Science doesn’t give answers. Instead, it’s a tool that humans have created to make meaningful conclusions from data. So, if someone tells you that science says energy drinks will turn you into a cocaine user, well, science won’t ever do that.

A new study practically everyone has been reporting on claims that energy drinks can in fact be a gateway drug to cocaine. You, being a computer user, probably drink energy drinks—I do, for sure. You probably also would prefer not to be a coke addict, because having addictions can be expensive, dangerous, and upsetting to your loved ones. We are here to tell you that science has not said that energy drinks will lead to a coke habit. Don’t toss your Red Bull just yet.
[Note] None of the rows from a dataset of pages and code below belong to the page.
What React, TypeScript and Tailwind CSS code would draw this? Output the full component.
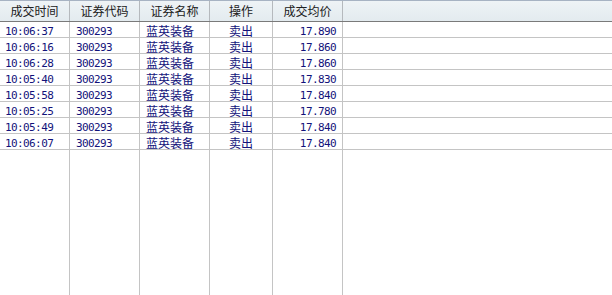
import React from "react";

type Trade = {
  time: string;
  code: string;
  name: string;
  side: string;
  price: string;
};

const trades: Trade[] = [
  { time: "10:06:37", code: "300293", name: "蓝英装备", side: "卖出", price: "17.890" },
  { time: "10:06:16", code: "300293", name: "蓝英装备", side: "卖出", price: "17.860" },
  { time: "10:06:28", code: "300293", name: "蓝英装备", side: "卖出", price: "17.860" },
  { time: "10:05:40", code: "300293", name: "蓝英装备", side: "卖出", price: "17.830" },
  { time: "10:05:58", code: "300293", name: "蓝英装备", side: "卖出", price: "17.840" },
  { time: "10:05:25", code: "300293", name: "蓝英装备", side: "卖出", price: "17.780" },
  { time: "10:05:49", code: "300293", name: "蓝英装备", side: "卖出", price: "17.840" },
  { time: "10:06:07", code: "300293", name: "蓝英装备", side: "卖出", price: "17.840" },
];

const cjk = "font-['Noto_Sans_CJK_SC',sans-serif] text-[12px]";
const num =
  "font-['DejaVu_Sans_Mono','Noto_Sans_CJK_SC',monospace] text-[11px] tracking-[-0.6px]";

// column widths incl. right border
const cols = ["w-[70px]", "w-[70px]", "w-[70px]", "w-[63px]", "w-[70px]"];

const App = () => {
  const headers = ["成交时间", "证券代码", "证券名称", "操作", "成交均价"];

  return (
    <div className="w-[612px] h-[295px] bg-white flex flex-col overflow-hidden">
      {/* Header */}
      <div className="flex h-[22px] shrink-0 border-t border-b border-t-[#a7b3c3] border-b-[#7a7a7a] bg-gradient-to-b from-[#eef3f6] to-[#e3ebef]">
        {headers.map((h, i) => (
          <div
            key={h}
            className={`${cols[i]} shrink-0 border-r border-[#b5b9bd] flex items-center justify-center text-[#202020] leading-none ${cjk}`}
          >
            {h}
          </div>
        ))}
        <div className="flex-1" />
      </div>

      {/* Rows */}
      {trades.map((t, idx) => (
        <div
          key={idx}
          className="flex h-[16px] shrink-0 border-b border-[#c4c4c4] text-[#12127a] leading-none"
        >
          <div className={`${cols[0]} shrink-0 border-r border-[#c4c4c4] flex items-center pt-[3px] pl-[5px] ${num}`}>
            {t.time}
          </div>
          <div className={`${cols[1]} shrink-0 border-r border-[#c4c4c4] flex items-center pt-[3px] pl-[6px] ${num}`}>
            {t.code}
          </div>
          <div className={`${cols[2]} shrink-0 border-r border-[#c4c4c4] flex items-center pt-[2px] pl-[6px] ${cjk}`}>
            {t.name}
          </div>
          <div className={`${cols[3]} shrink-0 border-r border-[#c4c4c4] flex items-center justify-center pt-[2px] ${cjk}`}>
            {t.side}
          </div>
          <div className={`${cols[4]} shrink-0 border-r border-[#c4c4c4] flex items-center justify-end pt-[3px] pr-[6px] ${num}`}>
            {t.price}
          </div>
          <div className="flex-1" />
        </div>
      ))}

      {/* Empty area, column lines continue */}
      <div className="flex flex-1">
        {cols.map((c, i) => (
          <div key={i} className={`${c} shrink-0 border-r border-[#c4c4c4]`} />
        ))}
        <div className="flex-1" />
      </div>
    </div>
  );
};

export default App;
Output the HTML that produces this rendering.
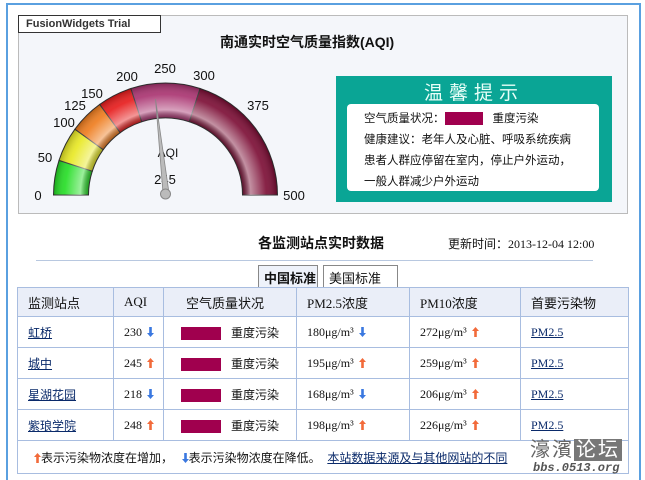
<!DOCTYPE html>
<html><head><meta charset="utf-8"><style>
*{margin:0;padding:0;box-sizing:border-box}
body{width:645px;height:480px;background:#fff;font-family:"Liberation Serif","Noto Sans CJK SC",serif;position:relative;overflow:hidden;font-size:12px;color:#111}
.abs{position:absolute}
.cn{font-family:"Liberation Sans","Noto Sans CJK SC",sans-serif}
table{border-collapse:collapse;position:absolute;left:17px;top:287px;width:612px}
td{border:1px solid #a8bde0;height:31px;padding-left:10px;font-size:12px}
tr.h td{background:#eaeef8;height:29px;font-size:13px}
.sw{display:inline-block;width:40px;height:13px;background:#a0004e;vertical-align:middle;margin:0 10px 0 17px}
a{color:#0a2a6a;text-decoration:underline}
.ar{display:inline-block;width:7px;height:10px;vertical-align:-1px;margin-left:2px}
</style></head><body>
<svg width="0" height="0" style="position:absolute"><defs>
<symbol id="u" viewBox="0 0 7 10"><path d="M3.5 0 L7 4 L4.8 4 L4.8 10 L2.2 10 L2.2 4 L0 4Z" fill="#f26a3a"/></symbol>
<symbol id="d" viewBox="0 0 7 10"><path d="M3.5 10 L7 6 L4.8 6 L4.8 0 L2.2 0 L2.2 6 L0 6Z" fill="#3a78e0"/></symbol>
</defs></svg>
<div class="abs" style="left:6px;top:3px;width:635px;height:477px;border-left:2px solid #5aa0e0;border-top:2px solid #5aa0e0;border-right:2px solid #5aa0e0"></div>
<div class="abs" style="left:18px;top:15px;width:610px;height:199px;background:#f4f6fa;border:1px solid #bbb"></div>
<div class="abs cn" style="left:18px;top:15px;width:143px;height:18px;border:1px solid #333;background:#fff;font-size:11px;font-weight:bold;color:#333;padding:2px 0 0 7px">FusionWidgets Trial</div>
<div class="abs cn" style="left:220px;top:32px;font-size:14px;font-weight:bold">南通实时空气质量指数(AQI)</div>
<svg class="abs" style="left:0;top:0" width="330" height="220">
<defs>
<radialGradient id="g" cx="165.5" cy="195" r="112" gradientUnits="userSpaceOnUse"><stop offset="0.68" stop-color="#000" stop-opacity=".3"/><stop offset="0.76" stop-color="#fff" stop-opacity=".55"/><stop offset="0.9" stop-color="#fff" stop-opacity=".1"/><stop offset="1" stop-color="#000" stop-opacity=".25"/></radialGradient>
</defs>
<g stroke="#333" stroke-width="1">
<path d="M53.5 195 A112 112 0 0 1 59 160.4 L92.3 171.2 A77 77 0 0 0 88.5 195Z" fill="#22dd22"/>
<path d="M59 160.4 A112 112 0 0 1 74.9 129.2 L103.2 149.7 A77 77 0 0 0 92.3 171.2Z" fill="#e8e820"/>
<path d="M74.9 129.2 A112 112 0 0 1 99.7 104.4 L120.2 132.7 A77 77 0 0 0 103.2 149.7Z" fill="#ee7a1a"/>
<path d="M99.7 104.4 A112 112 0 0 1 130.9 88.5 L141.7 121.8 A77 77 0 0 0 120.2 132.7Z" fill="#e61818"/>
<path d="M130.9 88.5 A112 112 0 0 1 200.1 88.5 L189.3 121.8 A77 77 0 0 0 141.7 121.8Z" fill="#a8306e"/>
<path d="M200.1 88.5 A112 112 0 0 1 277.5 195 L242.5 195 A77 77 0 0 0 189.3 121.8Z" fill="#7a0a32"/>
</g>
<path d="M53.5 195 A112 112 0 0 1 277.5 195 L242.5 195 A77 77 0 0 0 88.5 195Z" fill="url(#g)"/>
<g font-family="Liberation Sans" font-size="13" fill="#111" text-anchor="middle">
<text x="38" y="200">0</text><text x="45" y="162">50</text><text x="64" y="127">100</text><text x="75" y="110">125</text><text x="92" y="98">150</text><text x="127" y="81">200</text><text x="165" y="73">250</text><text x="204" y="80">300</text><text x="258" y="110">375</text><text x="294" y="200">500</text>
<text x="168" y="157" font-size="12">AQI</text><text x="165" y="184">245</text>
</g>
<path d="M155.5 99 L163 193 L169 193 Z" fill="#bbb" stroke="#888" stroke-width=".8"/>
<circle cx="165.5" cy="194" r="5" fill="#bbb" stroke="#888"/>
</svg>
<div class="abs" style="left:336px;top:76px;width:276px;height:126px;background:#0aa595"></div>
<div class="abs cn" style="left:336px;top:78px;width:276px;text-align:center;color:#e8fff8;font-size:19px;letter-spacing:6px">温馨提示</div>
<div class="abs cn" style="left:347px;top:104px;width:252px;height:87px;background:#fff;border-radius:4px;font-size:11.5px;line-height:21px;padding:5px 0 0 17px">空气质量状况：<span style="display:inline-block;width:38px;height:13px;background:#a0004e;vertical-align:middle;margin-right:10px"></span>重度污染<br>健康建议：老年人及心脏、呼吸系统疾病<br>患者人群应停留在室内，停止户外运动，<br>一般人群减少户外运动</div>
<div class="abs cn" style="left:258px;top:233px;font-size:14px;font-weight:bold">各监测站点实时数据</div>
<div class="abs" style="left:448px;top:235px;font-size:12px">更新时间：2013-12-04 12:00</div>
<div class="abs" style="left:36px;top:260px;width:557px;height:1px;background:#b8c8e0"></div>
<div class="abs cn" style="left:258px;top:265px;width:60px;height:22px;border:1px solid #888;border-bottom:none;background:#eef2fa;font-weight:bold;font-size:13px;padding:2px 0 0 5px">中国标准</div>
<div class="abs cn" style="left:323px;top:265px;width:75px;height:22px;border:1px solid #888;border-bottom:none;background:#fff;font-size:13px;padding:2px 0 0 5px">美国标准</div>
<table>
<tr class="h"><td style="width:96px">监测站点</td><td style="width:50px">AQI</td><td style="width:133px;padding-left:22px">空气质量状况</td><td style="width:113px">PM2.5浓度</td><td style="width:111px">PM10浓度</td><td>首要污染物</td></tr>
<tr><td class="cn"><a>虹桥</a></td><td>230 <svg class="ar"><use href="#d"/></svg></td><td class="cn" style="padding:0"><span class="sw"></span>重度污染</td><td>180μg/m³ <svg class="ar"><use href="#d"/></svg></td><td>272μg/m³ <svg class="ar"><use href="#u"/></svg></td><td><a>PM2.5</a></td></tr>
<tr><td class="cn"><a>城中</a></td><td>245 <svg class="ar"><use href="#u"/></svg></td><td class="cn" style="padding:0"><span class="sw"></span>重度污染</td><td>195μg/m³ <svg class="ar"><use href="#u"/></svg></td><td>259μg/m³ <svg class="ar"><use href="#u"/></svg></td><td><a>PM2.5</a></td></tr>
<tr><td class="cn"><a>星湖花园</a></td><td>218 <svg class="ar"><use href="#d"/></svg></td><td class="cn" style="padding:0"><span class="sw"></span>重度污染</td><td>168μg/m³ <svg class="ar"><use href="#d"/></svg></td><td>206μg/m³ <svg class="ar"><use href="#u"/></svg></td><td><a>PM2.5</a></td></tr>
<tr><td class="cn"><a>紫琅学院</a></td><td>248 <svg class="ar"><use href="#u"/></svg></td><td class="cn" style="padding:0"><span class="sw"></span>重度污染</td><td>198μg/m³ <svg class="ar"><use href="#u"/></svg></td><td>226μg/m³ <svg class="ar"><use href="#u"/></svg></td><td><a>PM2.5</a></td></tr>
<tr><td colspan="6" class="cn" style="height:33px;padding-left:14px"><svg class="ar"><use href="#u"/></svg>表示污染物浓度在增加，&nbsp; <svg class="ar"><use href="#d"/></svg>表示污染物浓度在降低。&nbsp; <a>本站数据来源及与其他网站的不同</a></td></tr>
</table>
<div class="abs cn" style="left:530px;top:433px;font-size:20px;color:#666;letter-spacing:2px">濠濱<span style="background:#777;color:#fff;padding:0 2px">论坛</span></div>
<div class="abs" style="left:533px;top:461px;font-family:'Liberation Mono',monospace;font-size:12px;font-weight:bold;font-style:italic;color:#555">bbs.0513.org</div>
</body></html>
You’re probably wondering how I can be so sure. I can’t be so sure—and neither can the scientists. They actually say it in the paper, published in the journal Drug and Alcohol Dependance: “The demonstration of a prospective relationship supports but does not prove the existence of a causal relationship between [energy drink] consumption and substance use. Efforts to replicate these findings in large longitudinal cohort studies of adolescents are warranted.”

That’s because the paper surveys a little more than a thousand college students and had them fill out questionnaires about their substance use. The researchers found that the students with a sustained energy drink drinking habit were more likely to have tried cocaine than those who lowered their energy drink consumption over a few years. But the research simultaneously tested a bunch of other hypotheses in the questionnaire, like the likelihood that energy drink users also used marijuana, alcohol and tobacco, as well as how other factors played in, like age, gender race, and parents’ education.

So, the researchers aren’t targeting one hypothesis, but rather are testing several with the hopes of finding an initial association they can later test with more rigorous methods. They don’t want to see you stop drinking energy drinks, they just want to learn more in case, in the future, a real causal association becomes more clear. But that’s what they’ve got right now, a statistically interesting association. And a lot of things can be associated.

Don’t do drugs or whatever, don’t freak out if you do, and don’t worry about energy drinks just yet. Science isn’t ready for you to freak out yet.